Réussir cette vue d’ensemble est possible par l’amélioration des échanges non seulement des professionnels mais aussi des technologies intégrées entre elles. C’est cette connexion, à la manière des synapses d’un cerveau contrôlant différentes fonctions du corps, qui est au cœur de notre métier et qui nous fait parler de « bâtiment intelligent ». Dans la chaîne de décisions pour la construction ou la rénovation d’un site, il faut qu’une fonction de domoticien apparaisse ou se renforce sensiblement, avec pour mission de rassembler et de contrôler sur une même plate-forme les installations jusqu’à présent autonomes. Le domoticien doit agir comme un maître d’orchestre, connaître les particularités de chaque métier, les explorer et les exploiter par l’échange constructif. Il se poste non comme un complément mais comme un pivot. Il a pour fonction de fédérer les bureaux d’étude, est garant de la bonne marche du projet, voire donneur d’ordre pour le client final si celui-ci le mandate. La finalité de son rôle consiste toujours à chercher les meilleures solutions qui répondent aux choix de l’utilisateur, qu’il aura préalablement éclairés si besoin. Autrement dit, le bâtiment n’est intelligent que s’il répond vraiment aux problèmes des usagers, améliore leur confort et dégage des économies sur des termes prédéfinis.

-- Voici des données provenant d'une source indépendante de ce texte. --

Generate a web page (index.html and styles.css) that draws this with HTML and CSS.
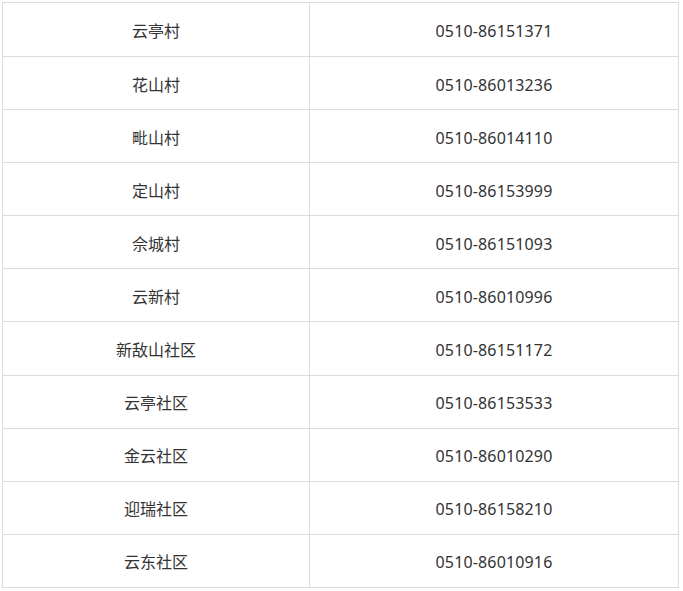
FILE: index.html
```html
<!DOCTYPE html>
<html lang="zh-CN">
<head>
<meta charset="utf-8">
<title>联系电话</title>
<link rel="stylesheet" href="styles.css">
</head>
<body>
<div class="table">
  <div class="cell">云亭村</div><div class="cell num">0510-86151371</div>
  <div class="cell">花山村</div><div class="cell num">0510-86013236</div>
  <div class="cell">毗山村</div><div class="cell num">0510-86014110</div>
  <div class="cell">定山村</div><div class="cell num">0510-86153999</div>
  <div class="cell">佘城村</div><div class="cell num">0510-86151093</div>
  <div class="cell">云新村</div><div class="cell num">0510-86010996</div>
  <div class="cell">新敌山社区</div><div class="cell num">0510-86151172</div>
  <div class="cell">云亭社区</div><div class="cell num">0510-86153533</div>
  <div class="cell">金云社区</div><div class="cell num">0510-86010290</div>
  <div class="cell">迎瑞社区</div><div class="cell num">0510-86158210</div>
  <div class="cell">云东社区</div><div class="cell num">0510-86010916</div>
</div>
</body>
</html>
```
FILE: styles.css
```css
html, body {
  margin: 0;
  padding: 0;
  background: #fff;
}
body {
  padding: 2px 0 0 2px;
  font-family: "Noto Sans", "Noto Sans CJK SC", sans-serif;
  font-size: 16px;
  color: #333;
}
.table {
  display: grid;
  grid-template-columns: 307px 369px;
  grid-template-rows: 54px repeat(10, 53.1px);
  width: 677px;
  box-sizing: border-box;
  border-top: 1px solid #dcdcdc;
  border-left: 1px solid #dcdcdc;
}
.cell {
  display: flex;
  align-items: center;
  justify-content: center;
  box-sizing: border-box;
  border-right: 1px solid #dcdcdc;
  border-bottom: 1px solid #dcdcdc;
  padding-top: 3px;
  line-height: 1.5;
}
.num {
  letter-spacing: 0.15px;
}
```
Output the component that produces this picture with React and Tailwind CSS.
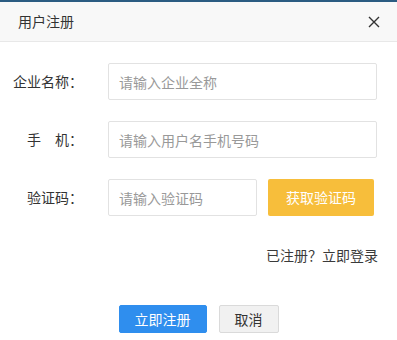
import React from 'react';

const font = { fontFamily: '"Noto Sans CJK SC", "Noto Sans", sans-serif' };

const Row = ({ label, children }) => (
  <div className="flex items-center">
    <div className="w-[83px] text-right text-[14px] text-[#333] whitespace-pre">{label}</div>
    <div className="ml-[25px] flex items-center">{children}</div>
  </div>
);

const Field = ({ placeholder, width }) => (
  <input
    placeholder={placeholder}
    className={`h-[37px] ${width} border border-[#e2e2e2] rounded-[2px] pl-[10px] text-[14px] text-[#333] placeholder:text-[#999] outline-none bg-white`}
  />
);

export default function App() {
  return (
    <div className="w-[397px] h-[340px] bg-white overflow-hidden" style={font}>
      <div className="h-[2px] bg-[#2b5c82]" />
      {/* Header */}
      <div className="h-[40px] bg-[#f8f8f8] border-b border-[#e8e8e8] flex items-center justify-between pl-[18px] pr-[17px]">
        <span className="text-[14px] text-[#333]">用户注册</span>
        <svg width="12" height="12" viewBox="0 0 12 12" className="text-[#333]">
          <path d="M1 1L11 11M11 1L1 11" stroke="currentColor" strokeWidth="1.4" />
        </svg>
      </div>

      {/* Form */}
      <div className="pt-[21px] flex flex-col gap-[21px]">
        <Row label="企业名称：">
          <Field placeholder="请输入企业全称" width="w-[269px]" />
        </Row>
        <Row label="手　机：">
          <Field placeholder="请输入用户名手机号码" width="w-[269px]" />
        </Row>
        <Row label="验证码：">
          <Field placeholder="请输入验证码" width="w-[149px]" />
          <button className="ml-[11px] h-[37px] w-[106px] rounded-[2px] bg-[#f7be3b] text-white text-[14px]">
            获取验证码
          </button>
        </Row>
      </div>

      <div className="mt-[29px] pr-[19px] text-right text-[14px] text-[#3a3a3a]">已注册？立即登录</div>

      <div className="mt-[39px] flex justify-center gap-[12px]">
        <button className="h-[28px] w-[88px] rounded-[2px] bg-[#2f8eee] border border-[#2f8eee] text-white text-[14px]">
          立即注册
        </button>
        <button className="h-[28px] w-[60px] rounded-[2px] bg-[#f1f1f1] border border-[#dadada] text-[#333] text-[14px]">
          取消
        </button>
      </div>
    </div>
  );
}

Parmi les objectifs du programme sur l’efficacité énergétique, on distingue la recherche conjointe d’une maîtrise de l’impact environnemental des activités et des gains de productivité. Ensemble, ces deux aspects tendent à améliorer la compétitivité des entreprises et institutions, qu’elles soient privées ou publiques. Cet aspect est primordial pour emporter l’adhésion des différents décisionnaires, lesquels appréciant diversement les dispositifs que les pouvoirs publics mettent en place pour répondre aux règles nouvelles du Grenelle de l’environnement. Ce n’est qu’en conservant une approche pragmatique et concrète des gains et avantages induits par une meilleure gestion de l’énergie que les chances de réussite, c’est-à-dire le maintien ou l’augmentation des résultats économiques et environnementaux de l’activité, seront les plus grandes.
Concilier exigences environnementales, par exemple en visant des labels HQE, conditions améliorées de travail et de vie et productivité est aujourd’hui un défi avant de devenir, demain, la règle. L’obligation faite désormais aux immeubles de bureau de cesser le gaspillage d’électricité en laissant des espaces éclairés inutilement est une première étape qui doit encourager à avancer plus rapidement dans la domotique des bâtiments. Au-delà de la simple chasse aux gaspillages, il s’agit bien d’adopter une approche citoyenne plus éco-responsable dont nous ne pouvons que tirer des bénéfices importants en termes d’économies, de responsabilité et d’exemplarité. La prochaine étape, techniquement déjà au point, consistera à rendre un bâtiment non seulement intelligent, mais capable de gérer la conditionnalité , c’est-à-dire de s’adapter automatiquement en fonction des conditions climatiques en cours et à venir, prévenir les montées ou les baisses de température, les risques de vents ou les variations de lumière solaire. Chaque chose en son temps bien sûr et la bonne nouvelle, pour conclure, c’est que sur ces questions la France est à la pointe et mérite de le rester.